For a recent project (a 15,000 sq. ft. agricultural warehouse), we quoted both approaches. The prefab workshop package was listed at $145,000. The custom rigid frame, designed and detailed by a local structural engineer, was quoted at $178,000. A $33,000 difference.
But look at what the prefab quote didn't include:
- Crane requirements for lifting heavy beams (the kit's heaviest piece was 2,800 lbs.—we needed a 10-ton crane to place it safely): $1,800
- Foundation embed plate layout adjustments (because the prefab layout didn't match our site survey): $2,400
- Field welding for non-standard connections we discovered during assembly: $3,100
- Engineering stamp for local building permit (the manufacturer's standard stamp wasn't accepted by our county): $750
- Expedited shipping for replacement parts (one beam arrived with a damaged flange): $900
That's $8,950 in uncovered costs. Suddenly the gap is $24,050 instead of $33,000. Still a gap, but smaller—and the custom rigid frame has a proven 10-year track record of zero structural issues.

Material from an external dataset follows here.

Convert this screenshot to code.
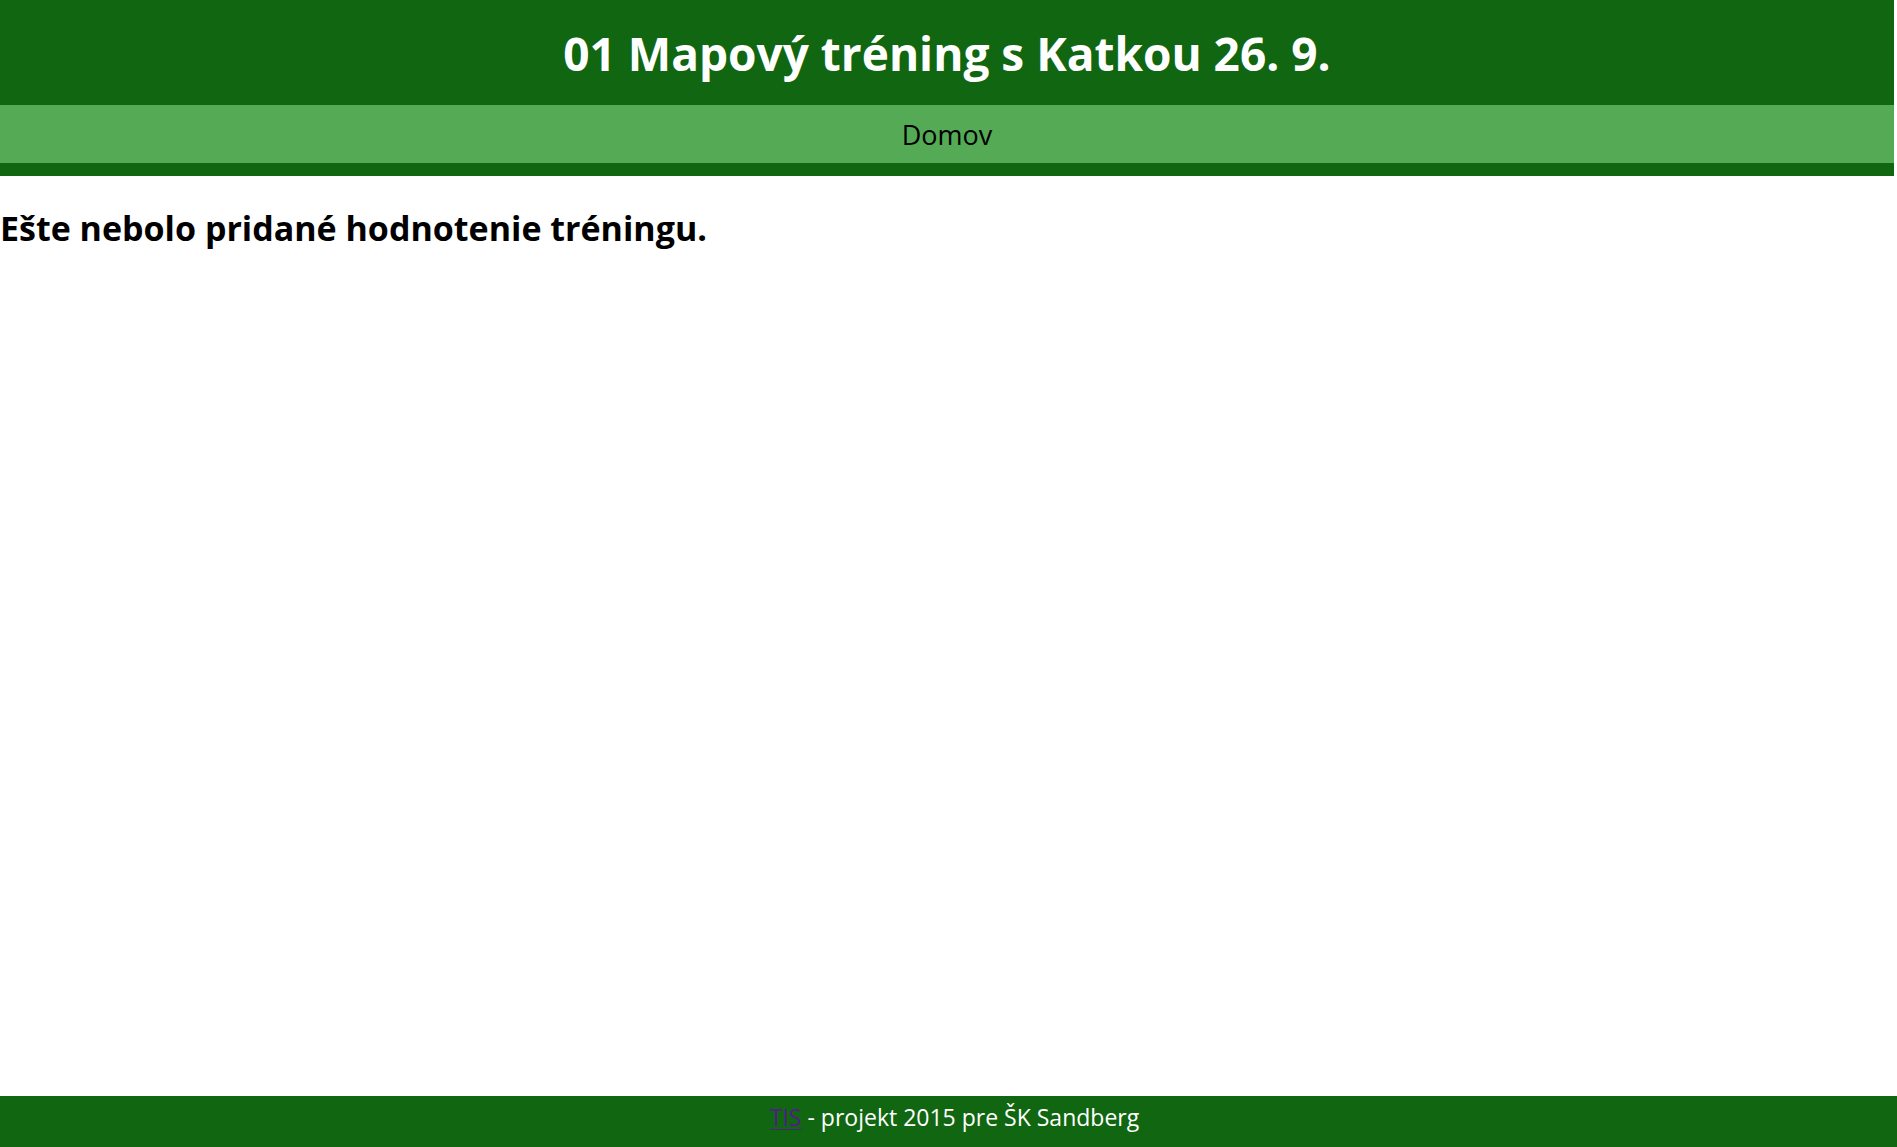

Why do these hidden fees exist? Because prefab packages are designed for a hypothetical average project. The moment your project deviates from that average—and it almost always does—you pay to fix the mismatch.
The vendor who promises the lowest price isn't lying. They're just not telling you the full story.
So, Which One Should You Choose?
There's something satisfying about making a decision that actually holds up. After all the stress of evaluating quotes, checking specs, and worrying about whether I'd miss something—finally seeing a building that's been operational for years without a single structural complaint—that's the payoff.
Here's my rule of thumb, based on 47 documented mistakes and roughly $130,000 in wasted budget:
Choose a prefabricated workshop if:
- Your building is a standard shape (rectangular, simple gable roof)
- You don't need custom openings wider than 14 feet
- Your site conditions match the manufacturer's default assumptions
- You have in-house capability to handle field modifications
- Speed of delivery (8-12 weeks) is your top priority
Choose a custom rigid frame if:
- You need specialized openings (large doors, mezzanines, crane bays)
- Your site has unique wind, snow, or seismic conditions
- You plan to add equipment or change the layout in the future
- You want a single point of responsibility for structural integrity
- You can afford 2-4 extra weeks for design and detailing
The question isn't which is better. It's which kind of headache you're prepared to manage.
I chose wrong twice. Now I maintain a checklist for our team—17 items we verify before approving any order. It's caught 52 potential errors in the past 18 months. The biggest one? Confirming that the structural welding spec matches the actual steel grade being delivered. That mistake alone would have cost $6,200 on a recent rigid frame order.
As of the latest pricing I've seen (early 2025), expect to pay 15-25% more upfront for a custom rigid frame compared to a prefab package. But factor in the hidden costs, and that difference shrinks to 5-15%. And if you consider the long-term maintenance and modification potential? The custom rigid frame often becomes the cheaper option within 5-7 years.